In 1998, all 64 matches were televised in the United States live for the first time. Bob Ley and Seamus Malin was the lead broadcast team on-site in France with other broadcast teams include: Roger Twibell and Mike Hill, JP Dellacamera and Bill McDermott, Derek Rae or Phil Schoen and Tommy Smyth or Ty Keough, both teams are based stateside and likely contributing to studio coverage as well. Brent Musburger and Eric Wynalda worked in the studio.

===2000s===
====2002====

Unlike in 1998, when ESPN and ABC paid $20 million for the broadcast rights to the World Cup, the English-language rights for the 2002 and 2006 editions were sold instead to Major League Soccer for $40–50 million. Through an agreement with the Walt Disney Company, ESPN and ABC would air both tournaments at no cost, while MLS would cover production costs and sell advertisements via its newly created marketing arm, Soccer United Marketing.

In 2002, 59 matches were broadcast live, along with 5 rebroadcasts on ABC, with coverage from Japan and South Korea carried live in the American late night graveyard slot.

Hockey play-by-play announcer Jack Edwards and Ty Keough were the lead broadcast team and called the games live in South Korea and Japan. Other broadcast teams were: JP Dellacamera and Tommy Smyth, Glenn Davis and Shep Messing, and Mike Hill and Shep Messing, and Seamus Malin, however, they were based at the ESPN headquarters in Bristol, Connecticut. Terry Gannon hosted in the studio alongside studio analysts Eric Wynalda and Giorgio Chinaglia.

====2006====

The 2006 coverage from Germany was fully live as well. Dave O'Brien joined Marcelo Balboa on the lead broadcast team for the 2006 FIFA World Cup coverage on ESPN and ABC Sports, despite having no experience calling soccer matches prior to that year. Because The Walt Disney Company, owner of both television outlets, retained control over on-air talent, the appointment of O'Brien as the main play-by-play voice was made over the objections of Soccer United Marketing, who wanted JP Dellacamera to continue in that role. Disney stated that their broadcast strategy was intended, in voice and style, to target the vast majority of Americans who do not follow the sport on a regular basis. Mispronunciation and incorrect addressing of names, misuse of soccer terminology, and lack of insight into tactics and history plagued the telecasts, resulting in heavy criticism from English-speaking soccer fans, many of whom ended up watching the games on Univision instead.
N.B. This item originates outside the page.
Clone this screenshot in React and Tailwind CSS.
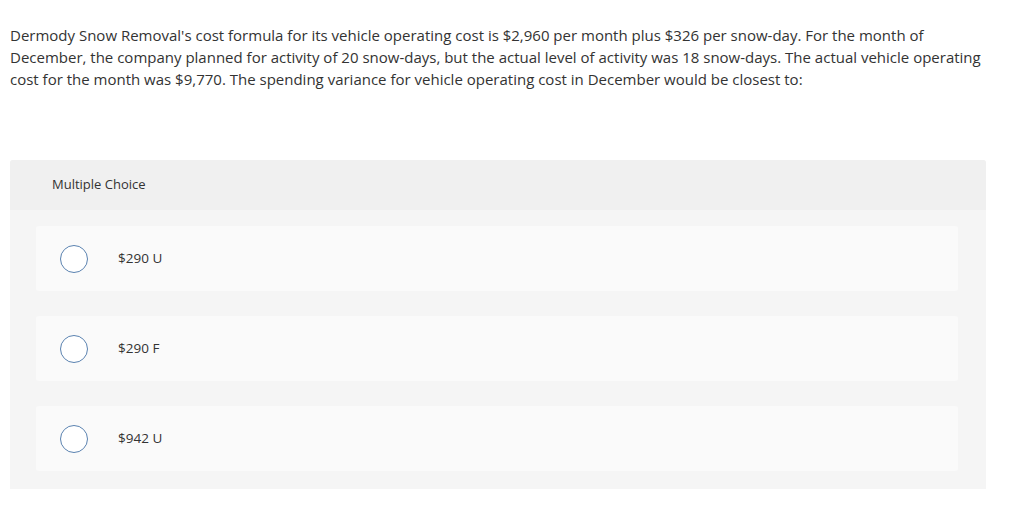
export default function App() {
  const options = ["$290 U", "$290 F", "$942 U"];

  return (
    <div className="w-[1024px] h-[505px] bg-white" style={{ fontFamily: "'Open Sans', sans-serif" }}>
      <p className="w-[994px] pl-[10px] pt-[24px] text-[15px] leading-[22px] text-[#333]">
        Dermody Snow Removal's cost formula for its vehicle operating cost is $2,960 per month plus $326 per snow-day. For the month of December, the company planned for activity of 20 snow-days, but the actual level of activity was 18 snow-days. The actual vehicle operating cost for the month was $9,770. The spending variance for vehicle operating cost in December would be closest to:
      </p>

      <div className="mt-[70px] ml-[10px] w-[976px] bg-[#f5f5f5] rounded-t-[3px] pb-[18px]">
        <div className="h-[50px] bg-[#f0f0f0] rounded-t-[3px] flex items-center pl-[42px] text-[13px] text-[#333]">
          Multiple Choice
        </div>
        <div className="flex flex-col gap-[25px] pt-[16px] pl-[26px] pr-[28px]">
          {options.map((o) => (
            <div key={o} className="h-[65px] bg-[#fafafa] rounded-[3px] flex items-center">
              <span className="ml-[24px] w-[28px] h-[28px] rounded-full border-[1.5px] border-[#5a82b0] bg-white shrink-0" />
              <span className="ml-[30px] text-[13.5px] text-[#333]">{o}</span>
            </div>
          ))}
        </div>
      </div>
    </div>
  );
}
Other broadcast teams included: JP Dellacamera and John Harkes, Glenn Davis and Shep Messing, Adrian Healey and Tommy Smyth, and Rob Stone and Robin Fraser. Brent Musburger returned for his 2nd World Cup as lead studio host with other hosts Rece Davis, and Dave Revsine. Alexi Lalas, Eric Wynalda, Julie Foudy, and Heather Mitts were the studio analysts.

The total number of Americans watching the final of the 2006 World Cup on ABC and Univision reached 16.9 million (for comparison, 2006 World Series games on Fox attracted an average of 15.8 million viewers).

===2010s===
====2010====

The 2010 coverage from South Africa introduced ESPN 3D for 25 matches. ESPN's coverage of the 2010 World Cup has been widely recognized as a breakthrough in U.S. soccer broadcasting. Esteemed commentator Martin Tyler and Efan Ekoku led a team of all-British commentators in South Africa. Chris Fowler and Mike Tirico were the lead hosts in a studio set right outside of Soccer City in South Africa. Other broadcast teams were: Ian Darke and John Harkes, who called USMNT games, Derek Rae and Robbie Mustoe, Adrian Healey and Ally McCoist, and Jim Proudfoot and Roberto Martínez. Studio analysts were: Steve McManaman, Jurgen Klinsmann, Martínez, Ruud Gullit, Alexi Lalas, Shaun Bartlett, and Tommy Smyth. Bob Ley was another studio host, working his 4th World Cup. Reporters were: Jeremy Schaap (U.S. and Final), Julie Foudy, Allen Hopkins, Rob Stone, Selema Masekela, Andrew Orsatti (Australia), John Sutcliffe (Mexico), and Dan Williams

====2014====

The 2014 World Cup marked the end of the FIFA World Cup on ABC and ESPN. Ian Darke and Steve McManaman was the lead broadcast team while Jon Champion and Stewart Robson were the #2 team. Other play-by-play announcers were: Derek Rae, Adrian Healey, Daniel Mann, and Fernando Palomo. Other color commentators were: Taylor Twellman, Craig Burley, Efan Ekoku, Roberto Martínez, Kasey Keller, and Alejandro Moreno. All commentators were in Brazil with the top 5 teams at the stadiums while the remaining team called matches off monitors in Rio. Mike Tirico was the lead studio host alongside other hosts Bob Ley and Lynsey Hipgrave with analysts: Alexi Lalas, McManaman, Michael Ballack, Moreno, Keller, Gilberto Silva, Santiago Solari, Martínez, Twellman, and Ruud van Nistelrooy. Reporters included: Jeremy Schaap (Lead), Julie Foudy, Bob Woodruff, John Sutcliffe, Rubens Pozzi.

The 2014 coverage was available on mobile devices and tablets via the WatchESPN application, as well as on Xbox 360 and Xbox One video game consoles, live and on-demand, via the ESPN on Xbox Live application.